From 1976 to 1983, the US backed a brutal, anti-communist coup and dictatorship in Argentina that disappeared thousands of so-called subversives in the name of preserving social order. Perramus: The City and Oblivion was conceived in the regime's penultimate year and published in Europe the year after its collapse.
The novel's title character—an amnesiac who assumes the name of the clothing manufacturer he finds on the label inside his borrowed coat—embodies the psychic toll Argentina suffered. The novel's absurdist narratives map a parallel universe that reflects the real-world horror of the authors' home.
The fabric of that universe is rendered in artist Alberto Breccia's eclectically surreal and monolithically black-and-white style dominated by painterly brushwork is alien to most mainstream US and UK comics of the same decade. While conforming to rigid three-row layouts with unframed and uninterrupted gutter edges, the textured interiors of Breccia's panels are revolutionary in their combination of precision and expressionistic energy.

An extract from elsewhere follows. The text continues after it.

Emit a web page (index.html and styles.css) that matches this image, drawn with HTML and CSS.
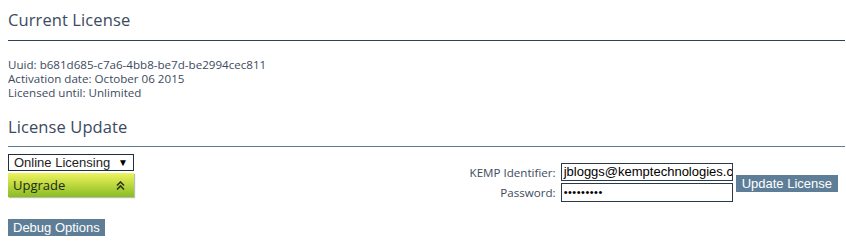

The art in Perramus is so good, it could be extracted and framed on a gallery wall. An afterword lists Breccia's range of materials and techniques ("ink, acrylic, graphite, collage, scraping, staining, dripping, etc."), but that variety remains unified by his signature line and the printer's unvarying grayscale. While faces dominate his frames, Breccia imbues buildings and landscapes with equal energy, often pushing toward complete abstraction.